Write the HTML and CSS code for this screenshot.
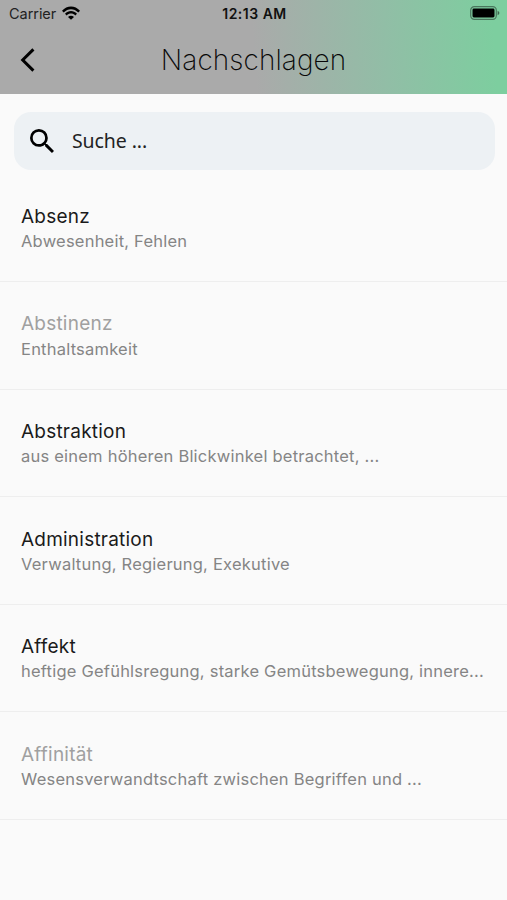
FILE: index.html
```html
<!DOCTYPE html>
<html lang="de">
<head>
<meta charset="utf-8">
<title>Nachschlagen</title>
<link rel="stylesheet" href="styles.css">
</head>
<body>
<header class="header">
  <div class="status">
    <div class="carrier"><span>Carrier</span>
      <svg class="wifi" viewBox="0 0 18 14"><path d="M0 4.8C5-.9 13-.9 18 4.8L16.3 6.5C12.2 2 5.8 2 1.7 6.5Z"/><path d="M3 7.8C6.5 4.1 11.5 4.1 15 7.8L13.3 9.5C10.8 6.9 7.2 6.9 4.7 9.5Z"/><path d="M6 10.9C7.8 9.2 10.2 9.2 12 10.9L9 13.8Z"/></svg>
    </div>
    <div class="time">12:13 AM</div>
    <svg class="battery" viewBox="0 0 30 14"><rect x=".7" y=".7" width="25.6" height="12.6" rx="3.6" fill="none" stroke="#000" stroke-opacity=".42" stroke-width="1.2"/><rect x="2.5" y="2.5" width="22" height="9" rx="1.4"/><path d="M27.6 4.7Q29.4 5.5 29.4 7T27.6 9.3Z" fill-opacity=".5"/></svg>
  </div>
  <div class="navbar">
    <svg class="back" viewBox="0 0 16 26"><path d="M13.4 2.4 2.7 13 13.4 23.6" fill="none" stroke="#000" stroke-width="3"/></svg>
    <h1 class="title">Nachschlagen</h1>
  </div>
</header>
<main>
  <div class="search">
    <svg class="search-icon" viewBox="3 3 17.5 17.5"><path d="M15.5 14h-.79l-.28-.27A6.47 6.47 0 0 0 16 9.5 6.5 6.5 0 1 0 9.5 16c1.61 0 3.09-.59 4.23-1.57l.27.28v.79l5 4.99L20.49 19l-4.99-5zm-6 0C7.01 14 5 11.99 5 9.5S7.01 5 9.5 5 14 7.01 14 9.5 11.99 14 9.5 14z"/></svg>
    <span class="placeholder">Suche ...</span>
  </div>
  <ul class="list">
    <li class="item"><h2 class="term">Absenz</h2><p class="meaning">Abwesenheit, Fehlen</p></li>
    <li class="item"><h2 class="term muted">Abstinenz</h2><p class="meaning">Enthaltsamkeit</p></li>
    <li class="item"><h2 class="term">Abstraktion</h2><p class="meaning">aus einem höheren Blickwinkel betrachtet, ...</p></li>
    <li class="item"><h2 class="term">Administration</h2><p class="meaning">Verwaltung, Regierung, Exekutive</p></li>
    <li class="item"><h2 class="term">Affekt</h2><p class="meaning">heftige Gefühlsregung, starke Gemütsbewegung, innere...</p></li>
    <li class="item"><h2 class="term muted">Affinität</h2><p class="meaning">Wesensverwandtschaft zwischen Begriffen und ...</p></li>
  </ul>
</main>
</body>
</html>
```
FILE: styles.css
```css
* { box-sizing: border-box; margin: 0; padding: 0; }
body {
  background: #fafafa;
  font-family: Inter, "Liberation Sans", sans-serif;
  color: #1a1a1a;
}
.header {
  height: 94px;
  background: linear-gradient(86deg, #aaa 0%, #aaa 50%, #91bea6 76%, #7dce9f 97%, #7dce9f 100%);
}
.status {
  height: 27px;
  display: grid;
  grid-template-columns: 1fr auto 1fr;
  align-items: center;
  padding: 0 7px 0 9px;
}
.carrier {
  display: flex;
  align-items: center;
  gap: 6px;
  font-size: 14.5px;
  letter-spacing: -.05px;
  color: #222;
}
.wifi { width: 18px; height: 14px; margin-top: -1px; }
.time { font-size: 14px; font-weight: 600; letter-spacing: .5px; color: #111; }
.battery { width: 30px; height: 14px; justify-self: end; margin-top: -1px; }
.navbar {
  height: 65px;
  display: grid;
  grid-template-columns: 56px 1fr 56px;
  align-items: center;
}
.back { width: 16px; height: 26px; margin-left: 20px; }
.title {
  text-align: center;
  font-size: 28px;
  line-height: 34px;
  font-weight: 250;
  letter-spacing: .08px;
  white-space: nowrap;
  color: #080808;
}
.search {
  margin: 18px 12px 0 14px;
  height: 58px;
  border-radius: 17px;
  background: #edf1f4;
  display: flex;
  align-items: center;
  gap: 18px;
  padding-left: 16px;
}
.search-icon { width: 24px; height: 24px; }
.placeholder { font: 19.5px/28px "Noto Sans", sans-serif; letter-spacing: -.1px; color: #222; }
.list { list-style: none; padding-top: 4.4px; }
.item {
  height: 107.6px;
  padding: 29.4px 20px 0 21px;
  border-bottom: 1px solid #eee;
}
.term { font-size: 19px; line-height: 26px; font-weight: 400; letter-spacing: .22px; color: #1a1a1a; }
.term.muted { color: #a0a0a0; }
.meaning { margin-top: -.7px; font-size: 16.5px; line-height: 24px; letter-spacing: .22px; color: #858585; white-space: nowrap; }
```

____________

» PROBLEM DETAILS:
Produce an exact copy of each line of data, skipping embedded images.

» ANSWER:
Write the HTML and CSS code for this screenshot.
FILE: index.html
```html
<!DOCTYPE html>
<html lang="de">
<head>
<meta charset="utf-8">
<title>Nachschlagen</title>
<link rel="stylesheet" href="styles.css">
</head>
<body>
<header class="header">
  <div class="status">
    <div class="carrier"><span>Carrier</span>
      <svg class="wifi" viewBox="0 0 18 14"><path d="M0 4.8C5-.9 13-.9 18 4.8L16.3 6.5C12.2 2 5.8 2 1.7 6.5Z"/><path d="M3 7.8C6.5 4.1 11.5 4.1 15 7.8L13.3 9.5C10.8 6.9 7.2 6.9 4.7 9.5Z"/><path d="M6 10.9C7.8 9.2 10.2 9.2 12 10.9L9 13.8Z"/></svg>
    </div>
    <div class="time">12:13 AM</div>
    <svg class="battery" viewBox="0 0 30 14"><rect x=".7" y=".7" width="25.6" height="12.6" rx="3.6" fill="none" stroke="#000" stroke-opacity=".42" stroke-width="1.2"/><rect x="2.5" y="2.5" width="22" height="9" rx="1.4"/><path d="M27.6 4.7Q29.4 5.5 29.4 7T27.6 9.3Z" fill-opacity=".5"/></svg>
  </div>
  <div class="navbar">
    <svg class="back" viewBox="0 0 16 26"><path d="M13.4 2.4 2.7 13 13.4 23.6" fill="none" stroke="#000" stroke-width="3"/></svg>
    <h1 class="title">Nachschlagen</h1>
  </div>
</header>
<main>
  <div class="search">
    <svg class="search-icon" viewBox="3 3 17.5 17.5"><path d="M15.5 14h-.79l-.28-.27A6.47 6.47 0 0 0 16 9.5 6.5 6.5 0 1 0 9.5 16c1.61 0 3.09-.59 4.23-1.57l.27.28v.79l5 4.99L20.49 19l-4.99-5zm-6 0C7.01 14 5 11.99 5 9.5S7.01 5 9.5 5 14 7.01 14 9.5 11.99 14 9.5 14z"/></svg>
    <span class="placeholder">Suche ...</span>
  </div>
  <ul class="list">
    <li class="item"><h2 class="term">Absenz</h2><p class="meaning">Abwesenheit, Fehlen</p></li>
    <li class="item"><h2 class="term muted">Abstinenz</h2><p class="meaning">Enthaltsamkeit</p></li>
    <li class="item"><h2 class="term">Abstraktion</h2><p class="meaning">aus einem höheren Blickwinkel betrachtet, ...</p></li>
    <li class="item"><h2 class="term">Administration</h2><p class="meaning">Verwaltung, Regierung, Exekutive</p></li>
    <li class="item"><h2 class="term">Affekt</h2><p class="meaning">heftige Gefühlsregung, starke Gemütsbewegung, innere...</p></li>
    <li class="item"><h2 class="term muted">Affinität</h2><p class="meaning">Wesensverwandtschaft zwischen Begriffen und ...</p></li>
  </ul>
</main>
</body>
</html>
```
FILE: styles.css
```css
* { box-sizing: border-box; margin: 0; padding: 0; }
body {
  background: #fafafa;
  font-family: Inter, "Liberation Sans", sans-serif;
  color: #1a1a1a;
}
.header {
  height: 94px;
  background: linear-gradient(86deg, #aaa 0%, #aaa 50%, #91bea6 76%, #7dce9f 97%, #7dce9f 100%);
}
.status {
  height: 27px;
  display: grid;
  grid-template-columns: 1fr auto 1fr;
  align-items: center;
  padding: 0 7px 0 9px;
}
.carrier {
  display: flex;
  align-items: center;
  gap: 6px;
  font-size: 14.5px;
  letter-spacing: -.05px;
  color: #222;
}
.wifi { width: 18px; height: 14px; margin-top: -1px; }
.time { font-size: 14px; font-weight: 600; letter-spacing: .5px; color: #111; }
.battery { width: 30px; height: 14px; justify-self: end; margin-top: -1px; }
.navbar {
  height: 65px;
  display: grid;
  grid-template-columns: 56px 1fr 56px;
  align-items: center;
}
.back { width: 16px; height: 26px; margin-left: 20px; }
.title {
  text-align: center;
  font-size: 28px;
  line-height: 34px;
  font-weight: 250;
  letter-spacing: .08px;
  white-space: nowrap;
  color: #080808;
}
.search {
  margin: 18px 12px 0 14px;
  height: 58px;
  border-radius: 17px;
  background: #edf1f4;
  display: flex;
  align-items: center;
  gap: 18px;
  padding-left: 16px;
}
.search-icon { width: 24px; height: 24px; }
.placeholder { font: 19.5px/28px "Noto Sans", sans-serif; letter-spacing: -.1px; color: #222; }
.list { list-style: none; padding-top: 4.4px; }
.item {
  height: 107.6px;
  padding: 29.4px 20px 0 21px;
  border-bottom: 1px solid #eee;
}
.term { font-size: 19px; line-height: 26px; font-weight: 400; letter-spacing: .22px; color: #1a1a1a; }
.term.muted { color: #a0a0a0; }
.meaning { margin-top: -.7px; font-size: 16.5px; line-height: 24px; letter-spacing: .22px; color: #858585; white-space: nowrap; }
```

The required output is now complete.